| Work to do |
Retype all of the listing exactly, passing over any picture you find.

| Data provided |
(begin)

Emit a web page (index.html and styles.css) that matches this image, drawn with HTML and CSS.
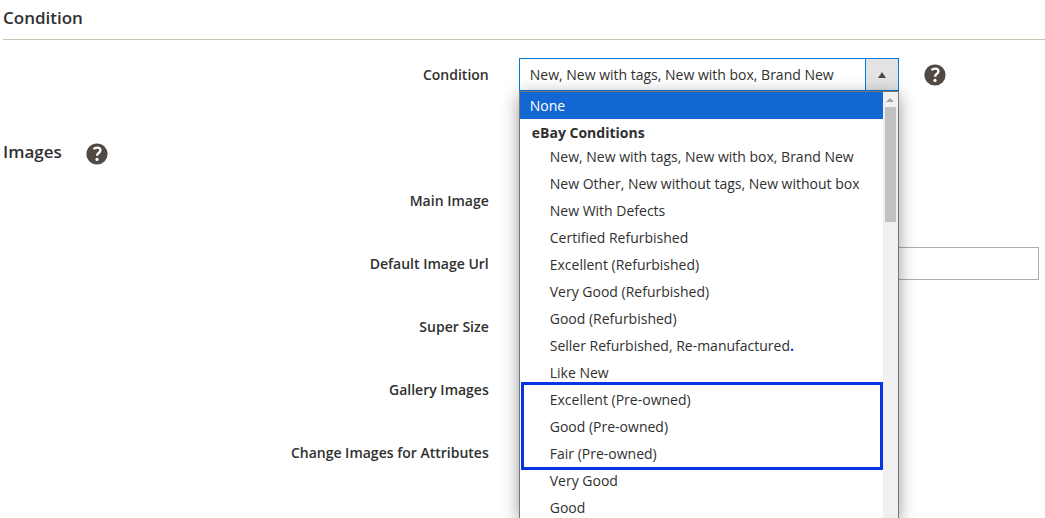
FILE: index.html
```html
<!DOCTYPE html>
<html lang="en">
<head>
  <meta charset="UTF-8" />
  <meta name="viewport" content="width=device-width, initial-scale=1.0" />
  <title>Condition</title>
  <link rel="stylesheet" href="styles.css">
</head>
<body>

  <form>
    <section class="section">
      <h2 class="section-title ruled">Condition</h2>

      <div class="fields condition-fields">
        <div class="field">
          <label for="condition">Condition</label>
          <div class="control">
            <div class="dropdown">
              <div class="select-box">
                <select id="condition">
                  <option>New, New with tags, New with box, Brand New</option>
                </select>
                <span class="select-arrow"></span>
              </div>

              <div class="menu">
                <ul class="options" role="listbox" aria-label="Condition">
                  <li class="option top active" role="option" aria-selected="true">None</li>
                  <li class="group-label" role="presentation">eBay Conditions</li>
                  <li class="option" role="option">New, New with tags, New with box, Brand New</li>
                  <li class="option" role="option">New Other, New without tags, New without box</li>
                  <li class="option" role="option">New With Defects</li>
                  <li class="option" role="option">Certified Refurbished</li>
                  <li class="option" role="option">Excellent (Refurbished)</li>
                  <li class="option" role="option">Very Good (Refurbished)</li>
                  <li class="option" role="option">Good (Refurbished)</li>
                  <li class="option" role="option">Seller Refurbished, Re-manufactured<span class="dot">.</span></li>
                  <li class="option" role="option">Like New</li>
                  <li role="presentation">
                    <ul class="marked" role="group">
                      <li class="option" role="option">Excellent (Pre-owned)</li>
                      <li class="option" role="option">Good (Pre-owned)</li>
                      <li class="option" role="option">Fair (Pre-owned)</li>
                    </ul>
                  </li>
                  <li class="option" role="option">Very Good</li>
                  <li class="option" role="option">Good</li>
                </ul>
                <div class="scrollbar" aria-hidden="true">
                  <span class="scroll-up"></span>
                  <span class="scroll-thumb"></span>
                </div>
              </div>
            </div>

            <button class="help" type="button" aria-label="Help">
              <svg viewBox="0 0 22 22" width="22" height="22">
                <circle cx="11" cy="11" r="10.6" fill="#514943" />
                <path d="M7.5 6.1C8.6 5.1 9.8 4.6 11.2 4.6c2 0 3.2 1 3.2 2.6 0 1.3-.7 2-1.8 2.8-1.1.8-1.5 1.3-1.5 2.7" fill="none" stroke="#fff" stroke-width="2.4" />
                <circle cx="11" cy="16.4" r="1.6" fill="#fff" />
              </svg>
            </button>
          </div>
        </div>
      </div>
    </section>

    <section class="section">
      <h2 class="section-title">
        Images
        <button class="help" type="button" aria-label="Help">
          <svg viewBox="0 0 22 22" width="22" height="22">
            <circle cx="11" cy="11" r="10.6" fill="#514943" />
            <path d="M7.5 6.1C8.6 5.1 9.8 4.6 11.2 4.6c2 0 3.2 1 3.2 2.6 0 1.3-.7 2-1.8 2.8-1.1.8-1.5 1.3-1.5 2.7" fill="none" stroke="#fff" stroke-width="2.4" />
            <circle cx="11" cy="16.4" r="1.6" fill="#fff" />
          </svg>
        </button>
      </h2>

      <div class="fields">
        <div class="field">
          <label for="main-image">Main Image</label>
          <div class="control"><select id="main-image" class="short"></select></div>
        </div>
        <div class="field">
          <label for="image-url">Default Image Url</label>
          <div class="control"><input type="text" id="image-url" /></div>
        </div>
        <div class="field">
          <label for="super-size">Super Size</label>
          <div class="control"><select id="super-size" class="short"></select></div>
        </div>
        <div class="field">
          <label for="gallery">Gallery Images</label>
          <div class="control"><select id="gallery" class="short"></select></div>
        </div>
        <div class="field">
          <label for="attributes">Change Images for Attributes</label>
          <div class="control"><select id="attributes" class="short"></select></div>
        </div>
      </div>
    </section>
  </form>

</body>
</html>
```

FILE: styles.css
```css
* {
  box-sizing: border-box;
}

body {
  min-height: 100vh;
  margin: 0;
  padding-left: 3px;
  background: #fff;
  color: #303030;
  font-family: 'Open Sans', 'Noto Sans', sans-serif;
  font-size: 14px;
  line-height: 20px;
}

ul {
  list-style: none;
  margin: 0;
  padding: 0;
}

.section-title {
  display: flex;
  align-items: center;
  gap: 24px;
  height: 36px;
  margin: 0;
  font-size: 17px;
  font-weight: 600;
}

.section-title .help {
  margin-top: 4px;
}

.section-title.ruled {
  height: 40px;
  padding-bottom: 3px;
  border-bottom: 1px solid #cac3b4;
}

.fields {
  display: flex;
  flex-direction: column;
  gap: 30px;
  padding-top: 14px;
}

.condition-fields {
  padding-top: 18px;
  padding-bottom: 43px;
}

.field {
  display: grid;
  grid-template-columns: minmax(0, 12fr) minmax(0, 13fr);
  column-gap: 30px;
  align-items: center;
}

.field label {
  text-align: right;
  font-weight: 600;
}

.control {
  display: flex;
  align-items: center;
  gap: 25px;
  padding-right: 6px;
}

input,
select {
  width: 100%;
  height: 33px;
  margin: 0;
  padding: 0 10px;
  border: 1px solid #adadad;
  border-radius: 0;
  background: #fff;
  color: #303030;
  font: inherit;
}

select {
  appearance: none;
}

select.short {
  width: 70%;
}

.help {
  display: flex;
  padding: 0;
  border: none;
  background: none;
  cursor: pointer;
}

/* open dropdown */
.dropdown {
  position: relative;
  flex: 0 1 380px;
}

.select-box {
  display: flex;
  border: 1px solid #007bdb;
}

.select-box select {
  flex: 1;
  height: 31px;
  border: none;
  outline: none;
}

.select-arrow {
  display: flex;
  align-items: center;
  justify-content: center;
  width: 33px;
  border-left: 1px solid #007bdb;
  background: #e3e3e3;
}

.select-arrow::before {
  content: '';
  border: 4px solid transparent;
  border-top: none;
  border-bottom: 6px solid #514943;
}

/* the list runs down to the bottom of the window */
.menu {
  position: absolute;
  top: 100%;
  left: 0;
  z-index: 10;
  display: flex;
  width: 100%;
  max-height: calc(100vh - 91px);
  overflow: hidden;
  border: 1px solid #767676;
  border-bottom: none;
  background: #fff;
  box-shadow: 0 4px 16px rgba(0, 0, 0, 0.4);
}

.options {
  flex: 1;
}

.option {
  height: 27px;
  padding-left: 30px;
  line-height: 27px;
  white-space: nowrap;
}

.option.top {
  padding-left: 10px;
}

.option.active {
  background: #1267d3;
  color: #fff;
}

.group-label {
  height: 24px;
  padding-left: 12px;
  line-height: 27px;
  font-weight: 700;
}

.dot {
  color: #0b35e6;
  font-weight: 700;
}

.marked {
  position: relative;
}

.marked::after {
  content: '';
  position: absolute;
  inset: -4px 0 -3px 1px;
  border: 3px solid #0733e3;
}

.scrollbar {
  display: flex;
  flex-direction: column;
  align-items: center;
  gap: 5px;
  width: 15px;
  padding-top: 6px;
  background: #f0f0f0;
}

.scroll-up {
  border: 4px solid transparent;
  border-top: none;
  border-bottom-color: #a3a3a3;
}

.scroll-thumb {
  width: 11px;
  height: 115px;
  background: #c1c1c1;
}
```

(end)

| Written reply |
Emit a web page (index.html and styles.css) that matches this image, drawn with HTML and CSS.
FILE: index.html
```html
<!DOCTYPE html>
<html lang="en">
<head>
  <meta charset="UTF-8" />
  <meta name="viewport" content="width=device-width, initial-scale=1.0" />
  <title>Condition</title>
  <link rel="stylesheet" href="styles.css">
</head>
<body>

  <form>
    <section class="section">
      <h2 class="section-title ruled">Condition</h2>

      <div class="fields condition-fields">
        <div class="field">
          <label for="condition">Condition</label>
          <div class="control">
            <div class="dropdown">
              <div class="select-box">
                <select id="condition">
                  <option>New, New with tags, New with box, Brand New</option>
                </select>
                <span class="select-arrow"></span>
              </div>

              <div class="menu">
                <ul class="options" role="listbox" aria-label="Condition">
                  <li class="option top active" role="option" aria-selected="true">None</li>
                  <li class="group-label" role="presentation">eBay Conditions</li>
                  <li class="option" role="option">New, New with tags, New with box, Brand New</li>
                  <li class="option" role="option">New Other, New without tags, New without box</li>
                  <li class="option" role="option">New With Defects</li>
                  <li class="option" role="option">Certified Refurbished</li>
                  <li class="option" role="option">Excellent (Refurbished)</li>
                  <li class="option" role="option">Very Good (Refurbished)</li>
                  <li class="option" role="option">Good (Refurbished)</li>
                  <li class="option" role="option">Seller Refurbished, Re-manufactured<span class="dot">.</span></li>
                  <li class="option" role="option">Like New</li>
                  <li role="presentation">
                    <ul class="marked" role="group">
                      <li class="option" role="option">Excellent (Pre-owned)</li>
                      <li class="option" role="option">Good (Pre-owned)</li>
                      <li class="option" role="option">Fair (Pre-owned)</li>
                    </ul>
                  </li>
                  <li class="option" role="option">Very Good</li>
                  <li class="option" role="option">Good</li>
                </ul>
                <div class="scrollbar" aria-hidden="true">
                  <span class="scroll-up"></span>
                  <span class="scroll-thumb"></span>
                </div>
              </div>
            </div>

            <button class="help" type="button" aria-label="Help">
              <svg viewBox="0 0 22 22" width="22" height="22">
                <circle cx="11" cy="11" r="10.6" fill="#514943" />
                <path d="M7.5 6.1C8.6 5.1 9.8 4.6 11.2 4.6c2 0 3.2 1 3.2 2.6 0 1.3-.7 2-1.8 2.8-1.1.8-1.5 1.3-1.5 2.7" fill="none" stroke="#fff" stroke-width="2.4" />
                <circle cx="11" cy="16.4" r="1.6" fill="#fff" />
              </svg>
            </button>
          </div>
        </div>
      </div>
    </section>

    <section class="section">
      <h2 class="section-title">
        Images
        <button class="help" type="button" aria-label="Help">
          <svg viewBox="0 0 22 22" width="22" height="22">
            <circle cx="11" cy="11" r="10.6" fill="#514943" />
            <path d="M7.5 6.1C8.6 5.1 9.8 4.6 11.2 4.6c2 0 3.2 1 3.2 2.6 0 1.3-.7 2-1.8 2.8-1.1.8-1.5 1.3-1.5 2.7" fill="none" stroke="#fff" stroke-width="2.4" />
            <circle cx="11" cy="16.4" r="1.6" fill="#fff" />
          </svg>
        </button>
      </h2>

      <div class="fields">
        <div class="field">
          <label for="main-image">Main Image</label>
          <div class="control"><select id="main-image" class="short"></select></div>
        </div>
        <div class="field">
          <label for="image-url">Default Image Url</label>
          <div class="control"><input type="text" id="image-url" /></div>
        </div>
        <div class="field">
          <label for="super-size">Super Size</label>
          <div class="control"><select id="super-size" class="short"></select></div>
        </div>
        <div class="field">
          <label for="gallery">Gallery Images</label>
          <div class="control"><select id="gallery" class="short"></select></div>
        </div>
        <div class="field">
          <label for="attributes">Change Images for Attributes</label>
          <div class="control"><select id="attributes" class="short"></select></div>
        </div>
      </div>
    </section>
  </form>

</body>
</html>
```

FILE: styles.css
```css
* {
  box-sizing: border-box;
}

body {
  min-height: 100vh;
  margin: 0;
  padding-left: 3px;
  background: #fff;
  color: #303030;
  font-family: 'Open Sans', 'Noto Sans', sans-serif;
  font-size: 14px;
  line-height: 20px;
}

ul {
  list-style: none;
  margin: 0;
  padding: 0;
}

.section-title {
  display: flex;
  align-items: center;
  gap: 24px;
  height: 36px;
  margin: 0;
  font-size: 17px;
  font-weight: 600;
}

.section-title .help {
  margin-top: 4px;
}

.section-title.ruled {
  height: 40px;
  padding-bottom: 3px;
  border-bottom: 1px solid #cac3b4;
}

.fields {
  display: flex;
  flex-direction: column;
  gap: 30px;
  padding-top: 14px;
}

.condition-fields {
  padding-top: 18px;
  padding-bottom: 43px;
}

.field {
  display: grid;
  grid-template-columns: minmax(0, 12fr) minmax(0, 13fr);
  column-gap: 30px;
  align-items: center;
}

.field label {
  text-align: right;
  font-weight: 600;
}

.control {
  display: flex;
  align-items: center;
  gap: 25px;
  padding-right: 6px;
}

input,
select {
  width: 100%;
  height: 33px;
  margin: 0;
  padding: 0 10px;
  border: 1px solid #adadad;
  border-radius: 0;
  background: #fff;
  color: #303030;
  font: inherit;
}

select {
  appearance: none;
}

select.short {
  width: 70%;
}

.help {
  display: flex;
  padding: 0;
  border: none;
  background: none;
  cursor: pointer;
}

/* open dropdown */
.dropdown {
  position: relative;
  flex: 0 1 380px;
}

.select-box {
  display: flex;
  border: 1px solid #007bdb;
}

.select-box select {
  flex: 1;
  height: 31px;
  border: none;
  outline: none;
}

.select-arrow {
  display: flex;
  align-items: center;
  justify-content: center;
  width: 33px;
  border-left: 1px solid #007bdb;
  background: #e3e3e3;
}

.select-arrow::before {
  content: '';
  border: 4px solid transparent;
  border-top: none;
  border-bottom: 6px solid #514943;
}

/* the list runs down to the bottom of the window */
.menu {
  position: absolute;
  top: 100%;
  left: 0;
  z-index: 10;
  display: flex;
  width: 100%;
  max-height: calc(100vh - 91px);
  overflow: hidden;
  border: 1px solid #767676;
  border-bottom: none;
  background: #fff;
  box-shadow: 0 4px 16px rgba(0, 0, 0, 0.4);
}

.options {
  flex: 1;
}

.option {
  height: 27px;
  padding-left: 30px;
  line-height: 27px;
  white-space: nowrap;
}

.option.top {
  padding-left: 10px;
}

.option.active {
  background: #1267d3;
  color: #fff;
}

.group-label {
  height: 24px;
  padding-left: 12px;
  line-height: 27px;
  font-weight: 700;
}

.dot {
  color: #0b35e6;
  font-weight: 700;
}

.marked {
  position: relative;
}

.marked::after {
  content: '';
  position: absolute;
  inset: -4px 0 -3px 1px;
  border: 3px solid #0733e3;
}

.scrollbar {
  display: flex;
  flex-direction: column;
  align-items: center;
  gap: 5px;
  width: 15px;
  padding-top: 6px;
  background: #f0f0f0;
}

.scroll-up {
  border: 4px solid transparent;
  border-top: none;
  border-bottom-color: #a3a3a3;
}

.scroll-thumb {
  width: 11px;
  height: 115px;
  background: #c1c1c1;
}
```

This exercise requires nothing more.